Analysts are watching how the Trump administration will balance its ambitions for a comprehensive pact, like a free trade agreement with the U.S. agricultural industry’s thirst for a deal, when other farming nations such as Australia and Canada are gaining greater access to the Japanese market through the Comprehensive and Progressive Agreement for Trans-Pacific Partnership, an 11-nation FTA that will enter into force on Dec. 30.

Similarly, Japan and the European Union are speeding up domestic procedures for the early enforcement of an FTA, making U.S. farmers and ranchers less competitive than their European counterparts in terms of access to the world’s third-largest economy.

“What the Japanese are hoping to do is to drag this out as long as they can, even potentially waiting out the end of the Trump administration,” said Benjamin Self, vice president of the Maureen and Mike Mansfield Foundation in Washington.

Self, an expert on U.S.-Japan relations, was referring to the upcoming trade negotiations, which will be led by U.S. Trade Representative Robert Lighthizer and Toshimitsu Motegi, Japan’s economic revitalization minister.

“They’ll agree to a smaller deal faster if what Trump wants is a faster deal,” he said, in reference to Japanese negotiators.

In the talks, the Trump administration is expected to demand increased market access to Japan’s automobile market, as well as to push Japanese automakers to expand their manufacturing in the United States, a measure that would reduce exports into the country and create more jobs there.

Trump regards automobiles as a symbol of the trade imbalance with Japan, apparently because automobiles and auto parts accounted for about 75 percent of the U.S. deficit with the country as of 2017.

Given that Japan imposes no tariffs on foreign cars, analysts expect the administration to focus on nontariff barriers and demand that Tokyo ease safety and environmental requirements for American vehicles, for example.

Aside from automobiles, tough negotiations are expected in agriculture, as well.

U.S. Agriculture Secretary Sonny Perdue’s calls on Japan to reduce tariffs on farm products beyond levels agreed to under the CPTPP runs counter to the understanding reached between Trump and Abe in September that Washington would not demand deeper farm tariff cuts than levels Tokyo has agreed in other trade pacts, such as the CPTPP and the Japan-EU FTA.

Perdue’s action, which may be seen as a hardball negotiation tactic ahead of the talks, may not serve the U.S. farm industry’s desire for a swift deal, either.

“Unfortunately, U.S. beef faces a massive 38.5 percent tariff in Japan — a trade barrier that hurts America’s beef producers,” said Kevin Kester, president of the National Cattlemen’s Beef Association, the marketing organization and trade association for 1 million cattle farmers and ranchers in the United States.
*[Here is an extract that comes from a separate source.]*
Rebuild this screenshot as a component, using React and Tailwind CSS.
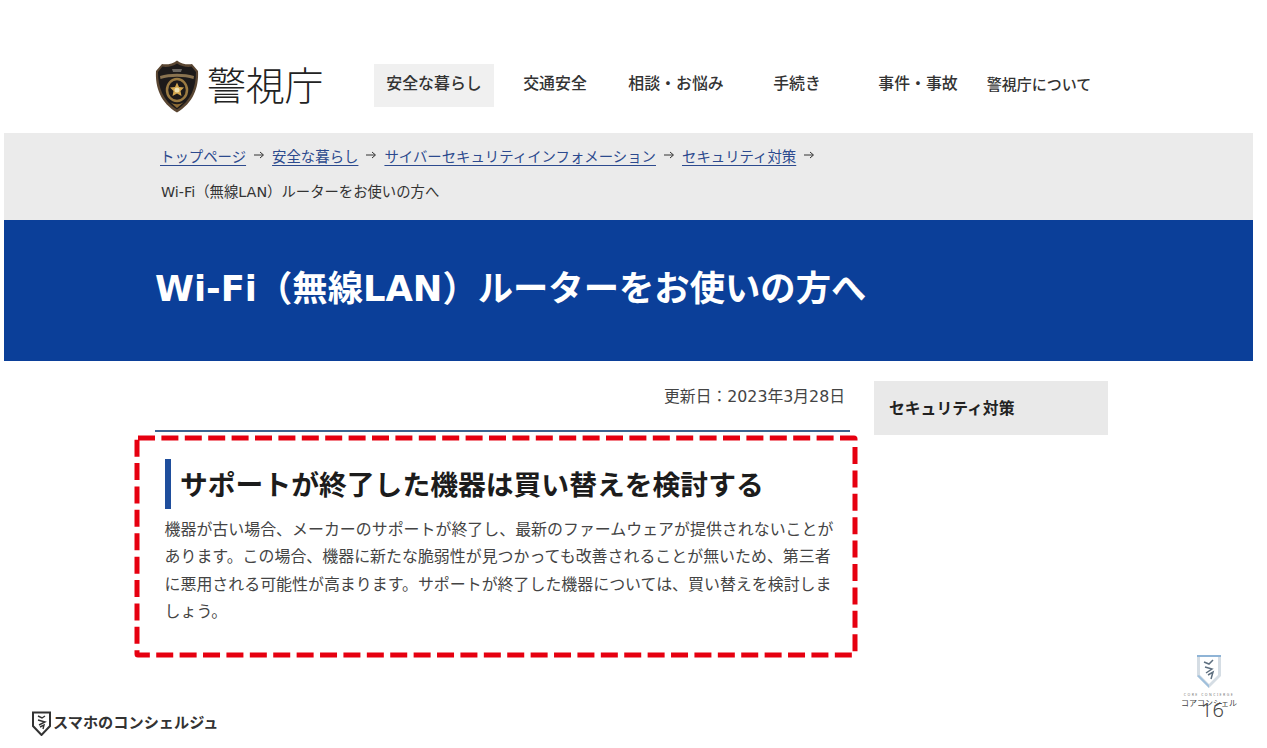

The organization “looks forward to working closely with the Trump administration to secure increased market access for our industry,” Kester said in September, when Trump and Abe agreed to launch bilateral trade agreement talks.

“The faster negotiations conclude, the faster U.S. producers can provide more Japanese consumers with the high-quality beef they demand,” Kester added.

Under the CPTPP — a pact from which Trump withdrew the United States last year — Japan’s 38.5 percent tariff on beef imports will be lowered in stages to 9 percent over 16 years.